**Data**
§ §
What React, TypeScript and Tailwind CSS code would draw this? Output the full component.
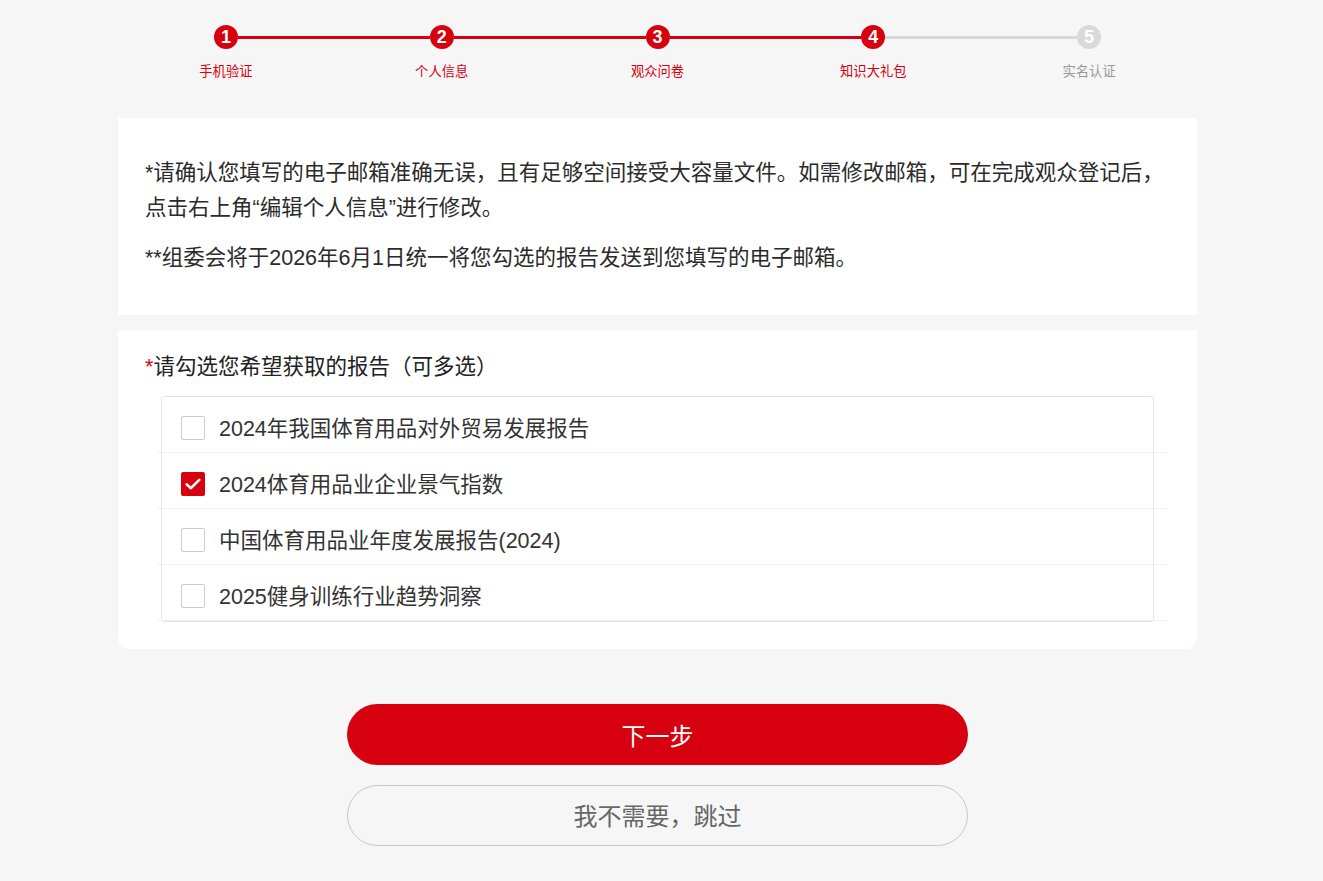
import React, { useState } from 'react';

const steps = [
  { n: 1, label: '手机验证' },
  { n: 2, label: '个人信息' },
  { n: 3, label: '观众问卷' },
  { n: 4, label: '知识大礼包' },
  { n: 5, label: '实名认证' },
];

const current = 4;

const reports = [
  '2024年我国体育用品对外贸易发展报告',
  '2024体育用品业企业景气指数',
  '中国体育用品业年度发展报告(2024)',
  '2025健身训练行业趋势洞察',
];

function StepBar() {
  return (
    <div className="grid grid-cols-5">
      {steps.map((s, i) => {
        const done = s.n <= current;
        const leftColor =
          i === 0 ? 'bg-transparent' : s.n <= current ? 'bg-[#d7000f]' : 'bg-[#d9d9d9]';
        const rightColor =
          i === steps.length - 1
            ? 'bg-transparent'
            : s.n + 1 <= current
            ? 'bg-[#d7000f]'
            : 'bg-[#d9d9d9]';
        return (
          <div key={s.n} className="flex flex-col items-center">
            <div className="flex w-full items-center">
              <div className={`h-[3px] flex-1 ${leftColor}`} />
              <div
                className={`flex h-6 w-6 shrink-0 items-center justify-center rounded-full text-[18px] font-bold leading-none text-white ${
                  done ? 'bg-[#d7000f]' : 'bg-[#d9d9d9]'
                }`}
              >
                {s.n}
              </div>
              <div className={`h-[3px] flex-1 ${rightColor}`} />
            </div>
            <div
              className={`mt-[14px] text-[13.3px] leading-[18px] ${
                done ? 'text-[#d7000f]' : 'text-[#999]'
              }`}
            >
              {s.label}
            </div>
          </div>
        );
      })}
    </div>
  );
}

function Checkbox({ checked }: { checked: boolean }) {
  if (checked) {
    return (
      <div className="flex h-6 w-6 shrink-0 items-center justify-center rounded-[2px] bg-[#d7000f]">
        <svg viewBox="0 0 24 24" className="h-5 w-5" fill="none" stroke="white" strokeWidth={3.2} strokeLinecap="round" strokeLinejoin="round">
          <path d="M4.5 12.5l5 4.5L19.5 7" />
        </svg>
      </div>
    );
  }
  return <div className="h-6 w-6 shrink-0 rounded-[2px] border border-[#cccccc] bg-white" />;
}

export default function App() {
  const [selected, setSelected] = useState<number[]>([1]);

  const toggle = (i: number) => {
    setSelected(prev => (prev.includes(i) ? prev.filter(x => x !== i) : [...prev, i]));
  };

  return (
    <div
      className="min-h-[881px] bg-[#f6f6f6] pb-[35px] pr-[8px] pt-[25px]"
      style={{ fontFamily: "'Liberation Sans', 'Noto Sans CJK SC', sans-serif" }}
    >
      <div className="mx-auto w-[1079px]">
        <StepBar />

        {/* 说明 */}
        <div className="mt-[37px] bg-white pb-[39px] pl-[27px] pr-[20px] pt-[38px] text-[21.5px] leading-[35px] text-[#2b2b2b]">
          <p>
            *请确认您填写的电子邮箱准确无误，且有足够空间接受大容量文件。如需修改邮箱，可在完成观众登记后，点击右上角“编辑个人信息”进行修改。
          </p>
          <p className="mt-[15px]">**组委会将于2026年6月1日统一将您勾选的报告发送到您填写的电子邮箱。</p>
        </div>

        {/* 报告选择 */}
        <div className="mt-[15px] rounded-b-xl bg-white px-[27px] pb-[27px] pt-[20px]">
          <div className="text-[21.5px] leading-[35px] text-[#222]">
            <span className="text-[#e60012]">*</span>请勾选您希望获取的报告（可多选）
          </div>
          <div className="mx-4 mt-[11px] rounded-[3px] border border-[#e3e3e3]">
            {reports.map((r, i) => (
              <div
                key={r}
                onClick={() => toggle(i)}
                className="-ml-[4px] flex h-14 w-[calc(100%+17px)] cursor-pointer items-center gap-[14px] border-b border-[#f0f0f0] pl-[23px] pt-[6px]"
              >
                <Checkbox checked={selected.includes(i)} />
                <span className="pt-[3px] text-[21.5px] text-[#333]">{r}</span>
              </div>
            ))}
          </div>
        </div>

        {/* 按钮 */}
        <div className="mt-[55px] flex flex-col items-center gap-5">
          <button className="h-[61px] w-[621px] rounded-full bg-[#d7000f] pt-[4px] text-[24px] text-white">
            下一步
          </button>
          <button className="h-[61px] w-[621px] rounded-full border border-[#c8c8c8] pt-[2px] text-[24px] text-[#666]">
            我不需要，跳过
          </button>
        </div>
      </div>
    </div>
  );
}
§ §
**What to produce**
Without including any pictures, reproduce the listing exactly.

**Result of this task**
What React, TypeScript and Tailwind CSS code would draw this? Output the full component.
import React, { useState } from 'react';

const steps = [
  { n: 1, label: '手机验证' },
  { n: 2, label: '个人信息' },
  { n: 3, label: '观众问卷' },
  { n: 4, label: '知识大礼包' },
  { n: 5, label: '实名认证' },
];

const current = 4;

const reports = [
  '2024年我国体育用品对外贸易发展报告',
  '2024体育用品业企业景气指数',
  '中国体育用品业年度发展报告(2024)',
  '2025健身训练行业趋势洞察',
];

function StepBar() {
  return (
    <div className="grid grid-cols-5">
      {steps.map((s, i) => {
        const done = s.n <= current;
        const leftColor =
          i === 0 ? 'bg-transparent' : s.n <= current ? 'bg-[#d7000f]' : 'bg-[#d9d9d9]';
        const rightColor =
          i === steps.length - 1
            ? 'bg-transparent'
            : s.n + 1 <= current
            ? 'bg-[#d7000f]'
            : 'bg-[#d9d9d9]';
        return (
          <div key={s.n} className="flex flex-col items-center">
            <div className="flex w-full items-center">
              <div className={`h-[3px] flex-1 ${leftColor}`} />
              <div
                className={`flex h-6 w-6 shrink-0 items-center justify-center rounded-full text-[18px] font-bold leading-none text-white ${
                  done ? 'bg-[#d7000f]' : 'bg-[#d9d9d9]'
                }`}
              >
                {s.n}
              </div>
              <div className={`h-[3px] flex-1 ${rightColor}`} />
            </div>
            <div
              className={`mt-[14px] text-[13.3px] leading-[18px] ${
                done ? 'text-[#d7000f]' : 'text-[#999]'
              }`}
            >
              {s.label}
            </div>
          </div>
        );
      })}
    </div>
  );
}

function Checkbox({ checked }: { checked: boolean }) {
  if (checked) {
    return (
      <div className="flex h-6 w-6 shrink-0 items-center justify-center rounded-[2px] bg-[#d7000f]">
        <svg viewBox="0 0 24 24" className="h-5 w-5" fill="none" stroke="white" strokeWidth={3.2} strokeLinecap="round" strokeLinejoin="round">
          <path d="M4.5 12.5l5 4.5L19.5 7" />
        </svg>
      </div>
    );
  }
  return <div className="h-6 w-6 shrink-0 rounded-[2px] border border-[#cccccc] bg-white" />;
}

export default function App() {
  const [selected, setSelected] = useState<number[]>([1]);

  const toggle = (i: number) => {
    setSelected(prev => (prev.includes(i) ? prev.filter(x => x !== i) : [...prev, i]));
  };

  return (
    <div
      className="min-h-[881px] bg-[#f6f6f6] pb-[35px] pr-[8px] pt-[25px]"
      style={{ fontFamily: "'Liberation Sans', 'Noto Sans CJK SC', sans-serif" }}
    >
      <div className="mx-auto w-[1079px]">
        <StepBar />

        {/* 说明 */}
        <div className="mt-[37px] bg-white pb-[39px] pl-[27px] pr-[20px] pt-[38px] text-[21.5px] leading-[35px] text-[#2b2b2b]">
          <p>
            *请确认您填写的电子邮箱准确无误，且有足够空间接受大容量文件。如需修改邮箱，可在完成观众登记后，点击右上角“编辑个人信息”进行修改。
          </p>
          <p className="mt-[15px]">**组委会将于2026年6月1日统一将您勾选的报告发送到您填写的电子邮箱。</p>
        </div>

        {/* 报告选择 */}
        <div className="mt-[15px] rounded-b-xl bg-white px-[27px] pb-[27px] pt-[20px]">
          <div className="text-[21.5px] leading-[35px] text-[#222]">
            <span className="text-[#e60012]">*</span>请勾选您希望获取的报告（可多选）
          </div>
          <div className="mx-4 mt-[11px] rounded-[3px] border border-[#e3e3e3]">
            {reports.map((r, i) => (
              <div
                key={r}
                onClick={() => toggle(i)}
                className="-ml-[4px] flex h-14 w-[calc(100%+17px)] cursor-pointer items-center gap-[14px] border-b border-[#f0f0f0] pl-[23px] pt-[6px]"
              >
                <Checkbox checked={selected.includes(i)} />
                <span className="pt-[3px] text-[21.5px] text-[#333]">{r}</span>
              </div>
            ))}
          </div>
        </div>

        {/* 按钮 */}
        <div className="mt-[55px] flex flex-col items-center gap-5">
          <button className="h-[61px] w-[621px] rounded-full bg-[#d7000f] pt-[4px] text-[24px] text-white">
            下一步
          </button>
          <button className="h-[61px] w-[621px] rounded-full border border-[#c8c8c8] pt-[2px] text-[24px] text-[#666]">
            我不需要，跳过
          </button>
        </div>
      </div>
    </div>
  );
}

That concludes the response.